Andrew Pinski Nov. 1, 2024, 11:38 p.m. UTC | #1
On Wed, Oct 30, 2024 at 5:34 AM Jovan Vukic <Jovan.Vukic@rt-rk.com> wrote:
>
> Thanks for the feedback on the first version of the patch. Accordingly:
>
> I have corrected the code formatting as requested. I added new tests to
> the existing file phi-opt-11.c, instead of creating a new one.

The previous practice has been adding a new file rather than appending
to the old one.
Though maybe this is a good exception to that rule. The main reason is
to compare between a much older testsuite run and a testsuite run
after this patch.
I am not so picky about this either way though; just bring up the
reasons why we did it differently before.

>
> I performed testing before and after applying the patch on the x86
> architecture, and I confirm that there are no new regressions.
>
> The logic and general code of the patch itself have not been changed.
>
> > So the A EQ/NE B expression, we can reverse A and B in the expression
> > and still get the same result. But don't we have to be more careful for
> > the TRUE/FALSE arms of the ternary? For BIT_AND we need ? a : b for
> > BIT_IOR we need ? b : a.
> >
> > I don't see that gets verified in the existing code or after your
> > change. I suspect I'm just missing something here.
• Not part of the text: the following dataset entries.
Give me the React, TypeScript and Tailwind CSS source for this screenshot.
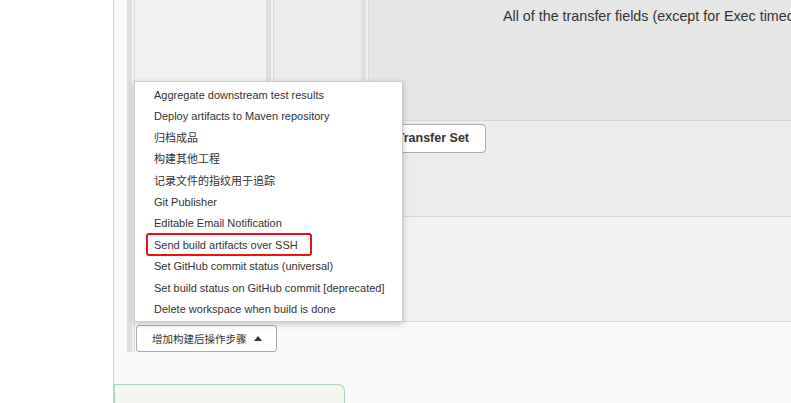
import React from "react";

function Strip() {
  return (
    <div className="flex shrink-0 self-stretch">
      <div className="w-[5px] bg-[#dfdfdf]" />
      <div className="w-[2px] bg-[#f1f1f1]" />
      <div className="w-px bg-[#dadada]" />
    </div>
  );
}

const items = [
  "Aggregate downstream test results",
  "Deploy artifacts to Maven repository",
  "归档成品",
  "构建其他工程",
  "记录文件的指纹用于追踪",
  "Git Publisher",
  "Editable Email Notification",
  "Send build artifacts over SSH",
  "Set GitHub commit status (universal)",
  "Set build status on GitHub commit [deprecated]",
  "Delete workspace when build is done",
];

export default function App() {
  const font = { fontFamily: '"Liberation Sans", "Noto Sans CJK SC", sans-serif' };
  return (
    <div className="relative w-[791px] h-[403px] overflow-hidden flex bg-white text-[#333]" style={font}>
      <div className="w-[114px] shrink-0 bg-white border-r border-[#d2d2d2]" />
      <div className="flex-1 flex flex-col bg-[#f9f9f9]">
        <div className="ml-[13px] flex h-[352px]">
          <Strip />
          <div className="flex-1 flex flex-col">
            <div className="h-[322px] bg-[#f2f2f2] border-b border-[#d6d6d6] flex">
              <div className="w-[131px] shrink-0" />
              <div className="flex-1 flex flex-col">
                <div className="h-[217px] flex border-b border-[#d6d6d6]">
                  <Strip />
                  <div className="flex-1 flex flex-col bg-[#ececec]">
                    <div className="flex h-[121px]">
                      <div className="w-[87px] shrink-0 bg-[#ececec]" />
                      <Strip />
                      <div className="flex-1 min-w-0 bg-[#e6e6e6] border-b border-[#d4d4d4] pl-[134px] pt-[6px] text-[14.3px] whitespace-nowrap overflow-hidden">
                        All of the transfer fields (except for Exec timeout)
                      </div>
                    </div>
                    <div className="flex pl-[78px] pt-[3px]">
                      <button className="h-[29px] px-[16px] bg-white border border-[#a4abb3] rounded-[4px] text-[12.5px] font-bold text-[#333]">
                        Add Transfer Set
                      </button>
                    </div>
                  </div>
                </div>
              </div>
            </div>
            <div className="pt-[3px] pl-px">
              <button className="h-[27px] w-[141px] bg-white border border-[#a4abb3] rounded-[3px] text-[10.5px] text-[#333] flex items-center pl-[15px] gap-[7px]" style={{ fontFamily: '"Noto Sans CJK SC", sans-serif' }}>
                <span>增加构建后操作步骤</span>
                <svg width="8" height="5" viewBox="0 0 8 5"><path d="M0 5 L4 0 L8 5 Z" fill="#333" /></svg>
              </button>
            </div>
          </div>
        </div>
        <div className="mt-[32px] w-[231px] flex-1 bg-[#f4f7ef] border border-b-0 border-[#a9d4b6] rounded-tr-[7px]" />
      </div>

      <div className="absolute left-[134px] top-[81px] w-[269px] h-[241px] bg-white border border-[#cccccc] shadow-[0_2px_6px_rgba(0,0,0,0.22)] pt-[3px]">
        {items.map((t) => (
          <div key={t} className="h-[21.4px] leading-[21.4px] pl-[19px] text-[11px] whitespace-nowrap text-[#333]">
            {t}
          </div>
        ))}
        <div className="absolute left-[11px] top-[151px] w-[166px] h-[23px] border-2 border-[#f01010] rounded-[3px]" />
      </div>
    </div>
  );
}
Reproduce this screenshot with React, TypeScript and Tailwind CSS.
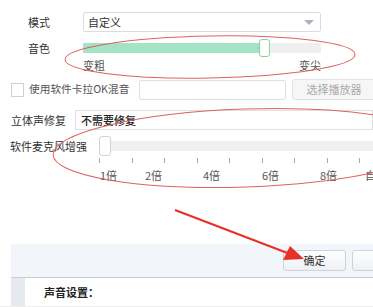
import React from 'react';

const ticks = [0, 1, 2, 3, 4, 5, 6, 7, 8];

export default function App() {
  return (
    <div
      className="relative w-[373px] h-[307px] overflow-hidden bg-white text-[11px] text-[#333]"
      style={{ fontFamily: '"Noto Sans CJK SC", "Noto Sans", sans-serif' }}
    >
      {/* 模式 */}
      <div className="flex items-center pt-[12px] pl-[28px]">
        <div className="w-[55px]">模式</div>
        <div className="flex items-center justify-between w-[238px] h-[20px] border border-[#d9dde3] rounded-[2px] pl-[4px] pr-[6px]">
          <span>自定义</span>
          <span className="w-0 h-0 border-l-[5px] border-r-[5px] border-t-[5px] border-l-transparent border-r-transparent border-t-[#a9b3bf]" />
        </div>
      </div>

      {/* 音色 */}
      <div className="flex items-center mt-[7px] pl-[28px] h-[18px]">
        <div className="w-[55px]">音色</div>
        <div className="relative w-[238px] h-[10px] bg-[#f0f0f0]">
          <div className="h-full w-[181px] bg-[#a5e3c6]" />
          <div className="absolute left-[176px] top-[-4px] w-[11px] h-[18px] bg-white border border-[#82d3ab] rounded-[3px]" />
        </div>
      </div>
      <div className="flex justify-between w-[238px] ml-[83px] mt-[1px] leading-[14px] text-[#555]">
        <span>变粗</span>
        <span>变尖</span>
      </div>

      {/* 卡拉OK */}
      <div className="flex items-center mt-[7px] pl-[11px] h-[21px]">
        <div className="shrink-0 w-[13px] h-[14px] border border-[#ccd2d9] bg-white" />
        <span className="ml-[5px] w-[110px] shrink-0 whitespace-nowrap text-[10.7px] text-[#555]">使用软件卡拉OK混音</span>
        <div className="shrink-0 w-[147px] h-[20px] border border-[#dcdfe4] rounded-[2px]" />
        <button className="shrink-0 ml-[6px] w-[84px] h-[21px] border border-[#dfe2e6] rounded-[3px] bg-[#f6f6f6] text-[#aaa]">选择播放器</button>
      </div>

      {/* 立体声修复 */}
      <div className="flex items-center mt-[10px] pl-[11px]">
        <span className="w-[64px]">立体声修复</span>
        <div className="flex items-center flex-1 h-[20px] border border-[#dcdfe4] pl-[5px] font-medium text-[#222]">不需要修复</div>
      </div>

      {/* 软件麦克风增强 */}
      <div className="flex items-center mt-[6px] pl-[10px] h-[20px]">
        <span className="w-[89px]">软件麦克风增强</span>
        <div className="relative flex-1 h-[10px] bg-[#f0f0f0]">
          <div className="absolute left-0 top-[-5px] w-[12px] h-[20px] bg-white border border-[#cfd3d8] rounded-[3px]" />
        </div>
      </div>
      <div className="flex ml-[99px] mt-[2px] h-[6px]">
        {ticks.map((t) => (
          <div key={t} className="w-[32.5px] shrink-0">
            <div className="w-px h-[5px] bg-[#aaa]" />
          </div>
        ))}
      </div>
      <div className="flex ml-[100px] mt-[4px] leading-[14px] text-[#555] whitespace-nowrap">
        <span className="w-[45px] shrink-0">1倍</span>
        <span className="w-[58px] shrink-0">2倍</span>
        <span className="w-[59px] shrink-0">4倍</span>
        <span className="w-[58px] shrink-0">6倍</span>
        <span className="w-[45px] shrink-0">8倍</span>
        <span className="shrink-0">自</span>
      </div>

      {/* footer */}
      <div className="flex items-center ml-[11px] mt-[62px] h-[34px] bg-[#f2f5fa] border-b border-[#c9cdd2] pl-[272px] gap-[6px]">
        <button className="shrink-0 w-[63px] h-[21px] border border-[#cfd2d6] rounded-[3px] bg-gradient-to-b from-white to-[#eef0f3] text-[#333]">确定</button>
        <button className="shrink-0 w-[40px] h-[21px] border border-[#cfd2d6] rounded-[3px] bg-gradient-to-b from-white to-[#eef0f3]" />
      </div>
      <div className="flex ml-[11px] h-[28px]">
        <div className="w-[14px] bg-[#e6eaee]" />
        <div className="ml-[19px] flex items-center font-bold text-[#222]">声音设置：</div>
      </div>
      <div className="h-[2px] bg-[#eeeeee]" />

      {/* annotations */}
      <svg className="absolute left-0 top-0 pointer-events-none" width="373" height="307">
        <ellipse cx="210" cy="57" rx="145" ry="21" fill="none" stroke="#e06060" strokeWidth="1" transform="rotate(-1 210 57)" />
        <ellipse cx="245" cy="148" rx="192" ry="39" fill="none" stroke="#e06060" strokeWidth="1" transform="rotate(-2 245 148)" />
        <line x1="175" y1="210" x2="290" y2="254" stroke="#e8302a" strokeWidth="2.2" />
        <polygon points="304,259 283,260 290,246" fill="#e8302a" />
      </svg>
    </div>
  );
}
Can you clarify how
> > we verify that BIT_AND gets ? a : b for the true/false arms and that
> > BIT_IOR gets ? b : a for the true/false arms?
>
> I did not communicate this clearly last time, but the existing optimization
> simplifies the expression "(cond & (a == b)) ? a : b" to the simpler "b".
> Similarly, the expression "(cond & (a == b)) ? b : a" simplifies to "a".
>
> Thus, the existing and my optimization perform the following
> simplifications:
>
> (cond & (a == b)) ? a : b -> b
> (cond & (a == b)) ? b : a -> a
> (cond | (a != b)) ? a : b -> a
> (cond | (a != b)) ? b : a -> b
>
> For this reason, for BIT_AND_EXPR when we have A EQ B, it is sufficient to
> confirm that one operand matches the true/false arm and the other matches
> the false/true arm. In both cases, we simplify the expression to the third
> operand of the ternary operation (i.e., OP0 ? OP1 : OP2 simplifies to OP2).
> This is achieved in the value_replacement function after successfully
> setting the value of *code within the rhs_is_fed_for_value_replacement
> function to EQ_EXPR.
>
> For BIT_IOR_EXPR, the same check is performed for A NE B, except now
> *code remains NE_EXPR, and then value_replacement returns the second
> operand (i.e., OP0 ? OP1 : OP2 simplifies to OP1).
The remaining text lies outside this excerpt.